> COLLECTED DATA
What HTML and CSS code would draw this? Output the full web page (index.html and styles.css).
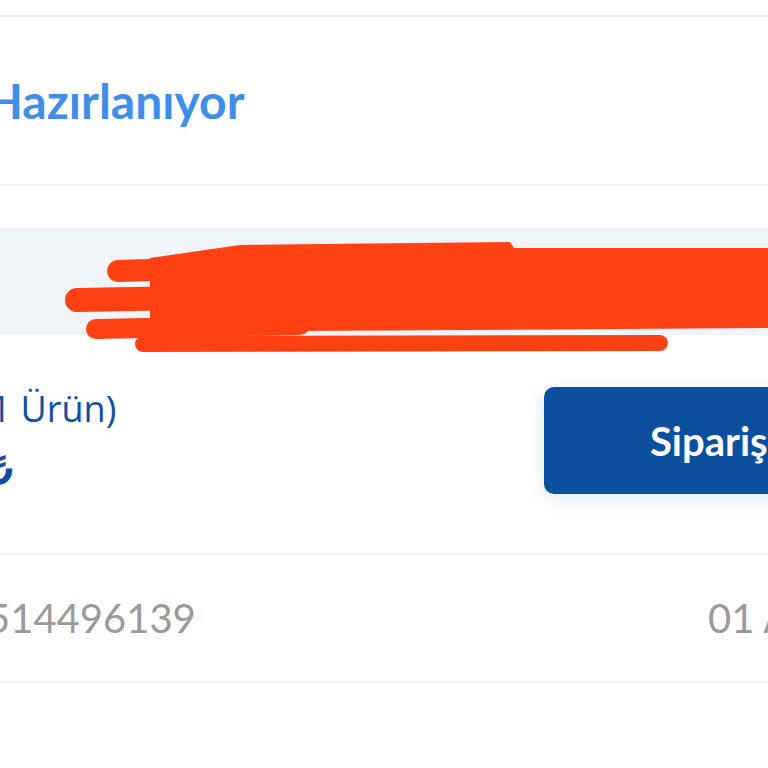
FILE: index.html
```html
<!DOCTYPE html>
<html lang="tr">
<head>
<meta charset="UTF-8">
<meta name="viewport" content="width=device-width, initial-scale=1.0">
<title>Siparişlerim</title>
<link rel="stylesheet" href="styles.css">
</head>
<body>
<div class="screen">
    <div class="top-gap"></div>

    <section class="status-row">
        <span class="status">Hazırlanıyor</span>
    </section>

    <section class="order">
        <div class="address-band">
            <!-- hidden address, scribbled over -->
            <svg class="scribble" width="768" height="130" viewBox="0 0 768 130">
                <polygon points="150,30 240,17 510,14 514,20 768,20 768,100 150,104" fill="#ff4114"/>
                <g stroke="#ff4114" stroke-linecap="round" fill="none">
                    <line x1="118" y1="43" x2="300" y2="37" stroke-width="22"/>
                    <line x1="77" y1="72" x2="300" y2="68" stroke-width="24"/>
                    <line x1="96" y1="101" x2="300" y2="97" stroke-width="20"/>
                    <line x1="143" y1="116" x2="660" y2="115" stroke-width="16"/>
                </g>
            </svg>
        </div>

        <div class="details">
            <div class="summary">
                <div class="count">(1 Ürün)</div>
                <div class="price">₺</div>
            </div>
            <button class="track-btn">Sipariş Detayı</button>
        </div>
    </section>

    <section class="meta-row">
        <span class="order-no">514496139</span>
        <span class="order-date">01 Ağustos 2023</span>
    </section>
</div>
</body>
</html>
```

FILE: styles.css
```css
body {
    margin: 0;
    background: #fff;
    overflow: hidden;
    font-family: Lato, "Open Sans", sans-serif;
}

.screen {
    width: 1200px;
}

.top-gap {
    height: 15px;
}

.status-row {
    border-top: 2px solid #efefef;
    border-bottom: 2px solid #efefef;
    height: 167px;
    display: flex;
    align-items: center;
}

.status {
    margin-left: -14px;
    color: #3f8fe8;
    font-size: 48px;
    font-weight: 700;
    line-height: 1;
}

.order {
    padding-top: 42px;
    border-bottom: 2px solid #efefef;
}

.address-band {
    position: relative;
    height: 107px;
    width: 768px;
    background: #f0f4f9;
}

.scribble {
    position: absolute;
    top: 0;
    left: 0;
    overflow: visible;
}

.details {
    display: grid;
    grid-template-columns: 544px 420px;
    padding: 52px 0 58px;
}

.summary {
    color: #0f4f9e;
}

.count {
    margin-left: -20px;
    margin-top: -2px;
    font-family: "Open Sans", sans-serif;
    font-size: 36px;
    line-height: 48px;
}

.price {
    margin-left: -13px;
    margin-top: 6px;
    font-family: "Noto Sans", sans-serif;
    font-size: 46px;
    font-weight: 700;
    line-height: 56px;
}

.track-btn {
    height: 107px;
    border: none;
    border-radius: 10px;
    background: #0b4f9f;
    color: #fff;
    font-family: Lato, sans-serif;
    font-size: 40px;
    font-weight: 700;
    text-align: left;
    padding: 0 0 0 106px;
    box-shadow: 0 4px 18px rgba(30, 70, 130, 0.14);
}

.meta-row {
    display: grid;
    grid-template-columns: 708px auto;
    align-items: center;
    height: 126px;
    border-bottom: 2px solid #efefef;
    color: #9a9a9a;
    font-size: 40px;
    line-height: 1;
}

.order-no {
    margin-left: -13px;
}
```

> GIVEN TASK
Write out again every line above exactly as given; the pictures do not belong in the copy.

> SOLUTION TO THE PROBLEM
What HTML and CSS code would draw this? Output the full web page (index.html and styles.css).
FILE: index.html
```html
<!DOCTYPE html>
<html lang="tr">
<head>
<meta charset="UTF-8">
<meta name="viewport" content="width=device-width, initial-scale=1.0">
<title>Siparişlerim</title>
<link rel="stylesheet" href="styles.css">
</head>
<body>
<div class="screen">
    <div class="top-gap"></div>

    <section class="status-row">
        <span class="status">Hazırlanıyor</span>
    </section>

    <section class="order">
        <div class="address-band">
            <!-- hidden address, scribbled over -->
            <svg class="scribble" width="768" height="130" viewBox="0 0 768 130">
                <polygon points="150,30 240,17 510,14 514,20 768,20 768,100 150,104" fill="#ff4114"/>
                <g stroke="#ff4114" stroke-linecap="round" fill="none">
                    <line x1="118" y1="43" x2="300" y2="37" stroke-width="22"/>
                    <line x1="77" y1="72" x2="300" y2="68" stroke-width="24"/>
                    <line x1="96" y1="101" x2="300" y2="97" stroke-width="20"/>
                    <line x1="143" y1="116" x2="660" y2="115" stroke-width="16"/>
                </g>
            </svg>
        </div>

        <div class="details">
            <div class="summary">
                <div class="count">(1 Ürün)</div>
                <div class="price">₺</div>
            </div>
            <button class="track-btn">Sipariş Detayı</button>
        </div>
    </section>

    <section class="meta-row">
        <span class="order-no">514496139</span>
        <span class="order-date">01 Ağustos 2023</span>
    </section>
</div>
</body>
</html>
```

FILE: styles.css
```css
body {
    margin: 0;
    background: #fff;
    overflow: hidden;
    font-family: Lato, "Open Sans", sans-serif;
}

.screen {
    width: 1200px;
}

.top-gap {
    height: 15px;
}

.status-row {
    border-top: 2px solid #efefef;
    border-bottom: 2px solid #efefef;
    height: 167px;
    display: flex;
    align-items: center;
}

.status {
    margin-left: -14px;
    color: #3f8fe8;
    font-size: 48px;
    font-weight: 700;
    line-height: 1;
}

.order {
    padding-top: 42px;
    border-bottom: 2px solid #efefef;
}

.address-band {
    position: relative;
    height: 107px;
    width: 768px;
    background: #f0f4f9;
}

.scribble {
    position: absolute;
    top: 0;
    left: 0;
    overflow: visible;
}

.details {
    display: grid;
    grid-template-columns: 544px 420px;
    padding: 52px 0 58px;
}

.summary {
    color: #0f4f9e;
}

.count {
    margin-left: -20px;
    margin-top: -2px;
    font-family: "Open Sans", sans-serif;
    font-size: 36px;
    line-height: 48px;
}

.price {
    margin-left: -13px;
    margin-top: 6px;
    font-family: "Noto Sans", sans-serif;
    font-size: 46px;
    font-weight: 700;
    line-height: 56px;
}

.track-btn {
    height: 107px;
    border: none;
    border-radius: 10px;
    background: #0b4f9f;
    color: #fff;
    font-family: Lato, sans-serif;
    font-size: 40px;
    font-weight: 700;
    text-align: left;
    padding: 0 0 0 106px;
    box-shadow: 0 4px 18px rgba(30, 70, 130, 0.14);
}

.meta-row {
    display: grid;
    grid-template-columns: 708px auto;
    align-items: center;
    height: 126px;
    border-bottom: 2px solid #efefef;
    color: #9a9a9a;
    font-size: 40px;
    line-height: 1;
}

.order-no {
    margin-left: -13px;
}
```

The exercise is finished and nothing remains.